Des villes médiévales cachées à haute altitude, construites par des bergers le long des routes de la soie en Asie centrale, ont été découvertes par des archéologues. Situées au-dessus de 2000 mètres, Tashbulak et Tugunbulak révèlent une forme unique de vie urbaine. Grâce à la technologie lidar, les chercheurs ont cartographié ces sites, mettant en lumière des structures complexes et la possibilité d’échanges culturels et commerciaux. Ces découvertes remettent en question la perception des montagnes comme des barrières, soulignant leur rôle dans le développement urbain.
Deux anciennes villes médiévales situées à haute altitude, bâties par des nomades le long des routes commerciales de la soie en Asie centrale, ont récemment été mises au jour. Nichées à environ 2 000 mètres d’altitude, ces cités révèlent que des communautés d’éleveurs ont su créer un mode de vie urbain dans ce milieu difficile, selon une étude menée par l’archéologue Michael Frachetti et son équipe, publiée le 23 octobre dans Nature.
« Imaginez ces cités montagneuses comme des carrefours dans un réseau qui favorise le pouvoir et le commerce à travers l’Asie et l’Europe », déclare Frachetti, professeur à l’Université de Washington à St. Louis.

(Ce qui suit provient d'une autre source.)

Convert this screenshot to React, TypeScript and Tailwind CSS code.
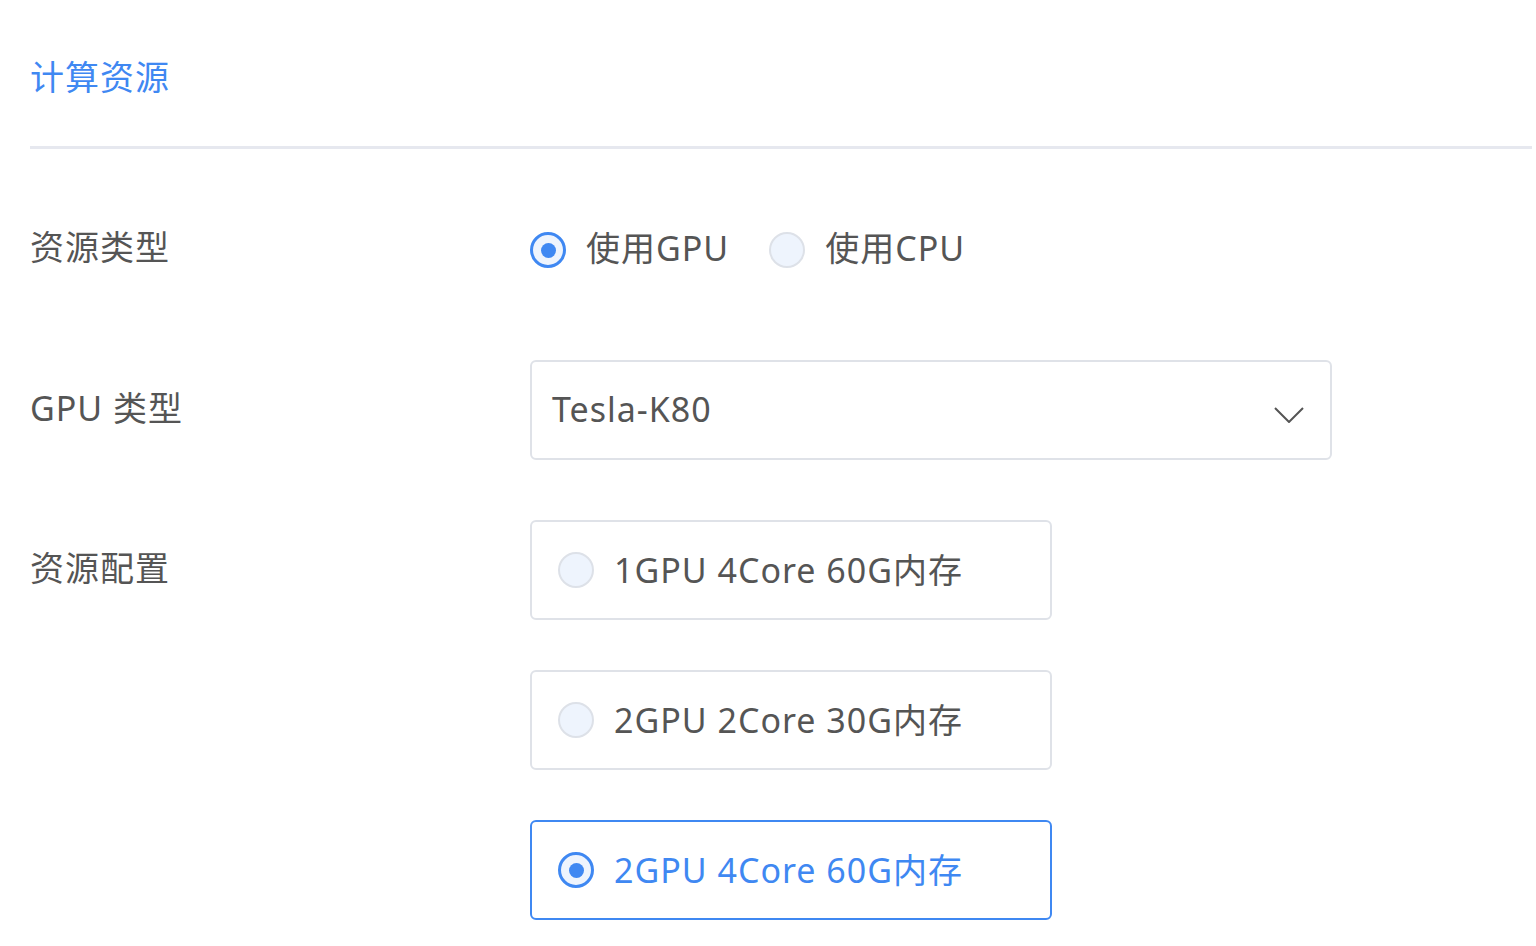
import React from "react";

const font = { fontFamily: '"Noto Sans", "Noto Sans CJK SC", sans-serif' };

const Radio: React.FC<{ checked?: boolean }> = ({ checked }) => (
  <span
    className={
      "flex h-[36px] w-[36px] shrink-0 items-center justify-center rounded-full bg-[#eef4fd] " +
      (checked ? "border-[3px] border-[#3f88f2]" : "border-2 border-[#dde1e8]")
    }
  >
    {checked && <span className="h-[15px] w-[15px] rounded-full bg-[#3f88f2]" />}
  </span>
);

const options = [
  { label: "1GPU 4Core 60G内存", checked: false },
  { label: "2GPU 2Core 30G内存", checked: false },
  { label: "2GPU 4Core 60G内存", checked: true },
];

export default function App() {
  return (
    <div className="min-h-screen bg-white pl-[30px] tracking-[1px]" style={font}>
      <h1 className="pt-[56px] text-[34px] leading-[42px] text-[#3f88f2]">计算资源</h1>
      <div className="mr-[4px] mt-[48px] h-[3px] bg-[#e6e8ef]" />

      <div className="mt-[51px] flex flex-col gap-[60px] text-[34px] leading-[42px] text-[#555]">
        <div className="flex h-[100px] items-center">
          <div className="w-[500px] shrink-0 pb-[6px]">资源类型</div>
          <div className="flex items-center">
            <label className="flex items-center gap-[20px]">
              <Radio checked />
              <span className="pb-[4px]">使用GPU</span>
            </label>
            <label className="ml-[40px] flex items-center gap-[20px]">
              <Radio />
              <span className="pb-[4px]">使用CPU</span>
            </label>
          </div>
        </div>

        <div className="flex">
          <div className="flex h-[100px] w-[500px] shrink-0 items-center pb-[4px]">GPU 类型</div>
          <div className="flex h-[100px] w-[802px] items-center justify-between rounded-[6px] border-2 border-[#dfe2e8] pl-[20px] pr-[26px]">
            <span className="pb-[2px]">Tesla-K80</span>
            <svg width="30" height="16" viewBox="0 0 30 16" fill="none" className="mt-[10px]">
              <path d="M1 1l14 14L29 1" stroke="#555" strokeWidth="2" />
            </svg>
          </div>
        </div>

        <div className="flex">
          <div className="flex h-[100px] w-[500px] shrink-0 items-center pb-[4px]">资源配置</div>
          <div className="flex flex-col gap-[50px]">
            {options.map((o) => (
              <div
                key={o.label}
                className={
                  "flex h-[100px] w-[522px] items-center gap-[20px] rounded-[6px] border-2 pl-[26px] " +
                  (o.checked ? "border-[#3f88f2] text-[#3f88f2]" : "border-[#dfe2e8]")
                }
              >
                <Radio checked={o.checked} />
                <span>{o.label}</span>
              </div>
            ))}
          </div>
        </div>
      </div>
    </div>
  );
}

Des vestiges de bâtiments et d’objets culturels n’avaient été identifiés que dans quelques colonies anciennes en haute altitude, notamment le célèbre Machu Picchu au Pérou. Malgré des conditions climatiques rigoureuses, des terres peu propices à l’agriculture et un paysage difficile, il est maintenant évident que l’Asie centrale montagneuse constituait une véritable zone urbaine au Moyen Âge, explique Frachetti.
L’équipe de recherche s’est concentrée sur deux sites archéologiques en Ouzbékistan : Tashbulak et Tugunbulak. Après des siècles d’érosion et d’accumulation de sédiments, les caractéristiques urbaines de ces sites, distants de cinq kilomètres, étaient dissimulées sous des prairies. Grâce à des monticules de terre et à des fragments de poterie visibles dans le paysage, Tashbulak a été découvert en 2011, suivi par Tugunbulak en 2015. Ces sites semblent avoir été occupés entre le VIe et le Xe siècle. Utilisant des drones dotés de la technologie lidar, l’équipe a pu cartographier l’étendue et l’organisation de ces deux cités.
Les cartes obtenues montrent que Tugunbulak s’étendait sur un peu plus d’un kilomètre carré, incluant plus de 300 structures. Ces derniers comprenaient des ensembles de bâtiments avec des murs communs, des ruelles étroites et des tours de guet disposées le long des crêtes, ainsi qu’une forteresse centrale. Cela démontre que Tugunbulak suivait une organisation urbaine semblable à celle observée dans les villes asiatiques médiévales, où une citadelle dominait le paysage urbain.
Tashbulak couvrait environ un huitième de la taille de Tugunbulak, mais restait une communauté dynamique. Des structures défensives de grande taille surveillaient un vaste espace constitué de terrasses et d’habitations, avec au moins 98 bâtiments identifiés ressemblant à ceux du site principal.
Bien qu’il soit difficile d’estimer la population de ces deux villes, Frachetti pense que le nombre d’habitants était relativement stable tout au long de l’année, augmentant lors d’événements spéciaux ou de échanges commerciaux.
Selon l’archéologue Michael Fisher de l’Institut Max Planck en Allemagne, la découverte par lidar de ces grandes communautés souligne la capacité sous-estimée des groupes d’éleveurs à établir des villes en altitude. Cette recherche montre également que « les chaînes de montagnes peuvent être des vecteurs de culture et de commerce, plutôt que des obstacles ».
Cependant, les chaînes de montagnes offrent peu d’options agricoles, soulevant des questions sur la manière dont les habitants de Tugunbulak et Tashbulak se procuraient leur nourriture. Les pâturages en haute altitude abritaient des troupeaux d’animaux tels que des vaches, des moutons, des chèvres et des chevaux qui auraient pu être échangés ou vendus contre des produits cultivés. Des fouilles antérieures à Tashbulak ont mis à jour des restes de céréales, de légumineuses, de noix, de fruits, ainsi que des fragments d’œufs de poules et des graines de coton. Des travaux de fouille récents, débutés en 2022, suggèrent également une activité de production de fer à grande échelle dans les deux sites, une denrée précieuse pour le commerce dans ces villes de montagne.
Ces cités pourraient également avoir servi de haltes pour les caravanes circulant le long de la Route de la Soie, un réseau de routes anciennes reliant la Chine à l’Europe. Cependant, des fouilles supplémentaires seront nécessaires pour étayer cette hypothèse.